In terms of finance, with access blocked to UNFCCC-linked funds, such as the Green Climate Fund, alternative avenues are being considered to obtain finance from non-UNFCCC sources. Turkey is currently in negotiations with the World Bank, and the French and German Development banks to secure $3 billion of climate finance. Turkish officials are hopeful that this would also unlock as much as $20 billion from multilateral development banks and the private sector.
Yet simultaneously, Turkey plans to continue lobbying at COP26 and beyond to get its UNFCCC designation changed to a developing economy in order to access UNFCCC climate finance. As it ratified the Paris Agreement, the parliament attached a declaration that notes that Turkey will implement the accord as a developing country, despite its current designation. This move was clearly designed to signal the seriousness of the matter and perhaps Turkey’s frustration with the lack of progress.

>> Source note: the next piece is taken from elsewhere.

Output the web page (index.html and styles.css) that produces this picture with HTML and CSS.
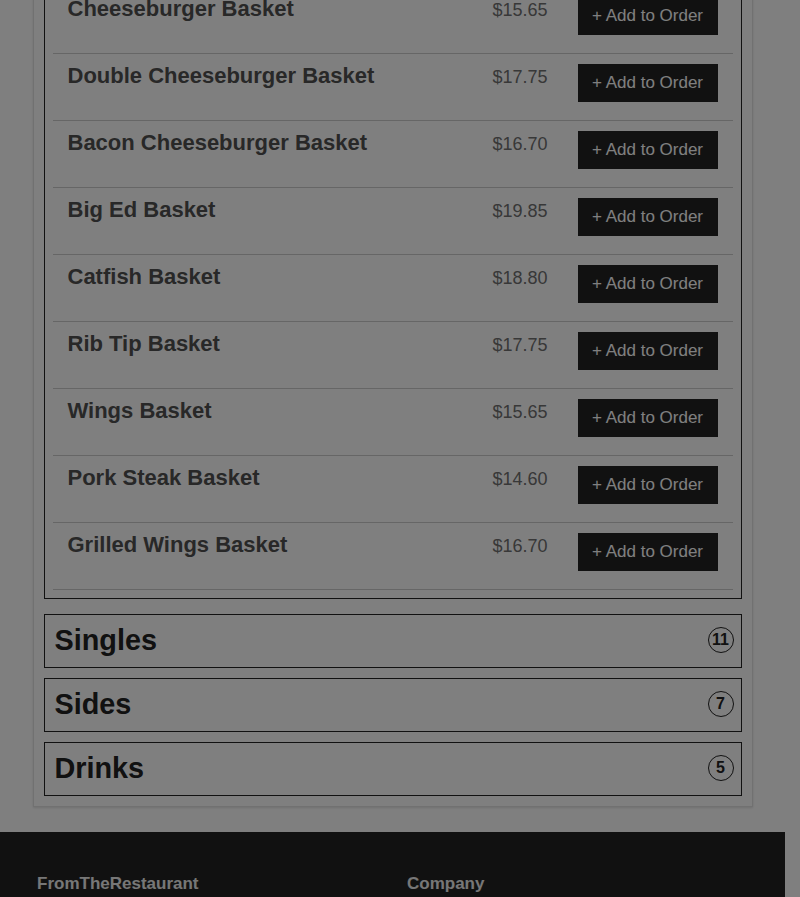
FILE: index.html
```html
<!DOCTYPE html>
<html lang="en">
<head>
  <meta charset="UTF-8" />
  <meta name="viewport" content="width=device-width, initial-scale=1.0"/>
  <title>FromTheRestaurant - Menu</title>
  <link rel="stylesheet" href="styles.css">
</head>
<body>

<div class="page">
  <div class="menu-card">

    <div class="category open">
      <div class="item">
        <h3 class="item-name">Cheeseburger Basket</h3>
        <span class="item-price">$15.65</span>
        <button class="add-btn">+ Add to Order</button>
      </div>
      <div class="item">
        <h3 class="item-name">Double Cheeseburger Basket</h3>
        <span class="item-price">$17.75</span>
        <button class="add-btn">+ Add to Order</button>
      </div>
      <div class="item">
        <h3 class="item-name">Bacon Cheeseburger Basket</h3>
        <span class="item-price">$16.70</span>
        <button class="add-btn">+ Add to Order</button>
      </div>
      <div class="item">
        <h3 class="item-name">Big Ed Basket</h3>
        <span class="item-price">$19.85</span>
        <button class="add-btn">+ Add to Order</button>
      </div>
      <div class="item">
        <h3 class="item-name">Catfish Basket</h3>
        <span class="item-price">$18.80</span>
        <button class="add-btn">+ Add to Order</button>
      </div>
      <div class="item">
        <h3 class="item-name">Rib Tip Basket</h3>
        <span class="item-price">$17.75</span>
        <button class="add-btn">+ Add to Order</button>
      </div>
      <div class="item">
        <h3 class="item-name">Wings Basket</h3>
        <span class="item-price">$15.65</span>
        <button class="add-btn">+ Add to Order</button>
      </div>
      <div class="item">
        <h3 class="item-name">Pork Steak Basket</h3>
        <span class="item-price">$14.60</span>
        <button class="add-btn">+ Add to Order</button>
      </div>
      <div class="item">
        <h3 class="item-name">Grilled Wings Basket</h3>
        <span class="item-price">$16.70</span>
        <button class="add-btn">+ Add to Order</button>
      </div>
    </div>

    <div class="category">
      <div class="category-head">
        <h2>Singles</h2>
        <span class="count">11</span>
      </div>
    </div>

    <div class="category">
      <div class="category-head">
        <h2>Sides</h2>
        <span class="count">7</span>
      </div>
    </div>

    <div class="category">
      <div class="category-head">
        <h2>Drinks</h2>
        <span class="count">5</span>
      </div>
    </div>

  </div>

  <footer class="site-footer">
    <div class="footer-col">
      <h4>FromTheRestaurant</h4>
      <p>Order online for pickup</p>
    </div>
    <div class="footer-col">
      <h4>Company</h4>
      <p>About us</p>
    </div>
  </footer>
</div>

<div class="backdrop"></div>

</body>
</html>
```

FILE: styles.css
```css
* {
  box-sizing: border-box;
}

body {
  margin: 0;
  font-family: 'Liberation Sans', Arial, sans-serif;
  background: #fff;
  color: #222;
}

/* page is scrolled down into the Baskets list */
.page {
  width: 785px;
  margin-top: -25px;
}

.menu-card {
  max-width: 720px;
  margin: 0 auto;
  padding: 10px;
  border: 1px solid #e2e2e2;
  box-shadow: 0 1px 2px rgba(0, 0, 0, 0.12);
}

.category {
  border: 1px solid #222;
  margin-bottom: 10px;
}

.category:last-child {
  margin-bottom: 0;
}

.category.open {
  padding: 0 8px 8px;
  margin-bottom: 15px;
}

.item {
  display: flex;
  align-items: flex-start;
  padding: 10px 15px 18px;
  border-bottom: 1px solid #ccc;
}

.item-name {
  flex: 1;
  margin: 0;
  font-size: 22px;
  line-height: 23px;
  color: #505050;
}

.item-price {
  margin-right: 30px;
  padding-top: 3px;
  font-size: 18px;
  line-height: 1.2;
  color: #707070;
}

.add-btn {
  width: 140px;
  height: 38px;
  padding: 0 14px;
  background: #222;
  border: none;
  color: #fff;
  font-family: inherit;
  font-size: 17px;
  cursor: pointer;
}

.category-head {
  display: flex;
  align-items: center;
  justify-content: space-between;
  height: 52px;
  padding: 0 7px 2px 10px;
}

.category-head h2 {
  margin: 0;
  font-size: 28.8px;
  line-height: 1.2;
  color: #222;
}

.count {
  display: flex;
  align-items: center;
  justify-content: center;
  width: 26px;
  height: 26px;
  border: 1px solid #222;
  border-radius: 50%;
  font-size: 16px;
  font-weight: bold;
  color: #222;
}

.site-footer {
  display: grid;
  grid-template-columns: 370px 370px;
  margin-top: 25px;
  padding: 42px 37px 40px;
  background: #222;
  color: #eee;
}

.site-footer h4 {
  margin: 0 0 12px;
  font-size: 17px;
  line-height: 1.2;
}

.site-footer p {
  margin: 0;
  font-size: 15px;
}

.backdrop {
  position: fixed;
  top: 0;
  left: 0;
  right: 0;
  bottom: 0;
  background: rgba(0, 0, 0, 0.5);
}
```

It was in COP7, held in Marrakech, Morocco in 2001, that a UNFCCC committee invited parties to recognize Turkey’s special circumstances, which placed Turkey in a situation different from that of other Economies in Transition. Two decades later, such “special circumstances” have yet to be defined, and access to finance has yet to be resolved. This has left Turkish officials frustrated that an economy such as South Korea can be considered a developing one while Turkey cannot, and that countries with higher and comparable GDP per capita such as Bahrain, China, Malaysia, Argentina and Chile can all benefit from climate funding but not Turkey.
In making this policy shift, Turkey may have struck many as a latecomer to the table that aims to become a regional leader, while others may have seen it as having simply developed an ambitious vision that integrates and connects existing efforts. Yet the fact remains that this shift will be welcomed by almost everyone, from Turkish youth and civil society to the global community. Everybody wins in the global race to zero carbon, but the environment wins the most.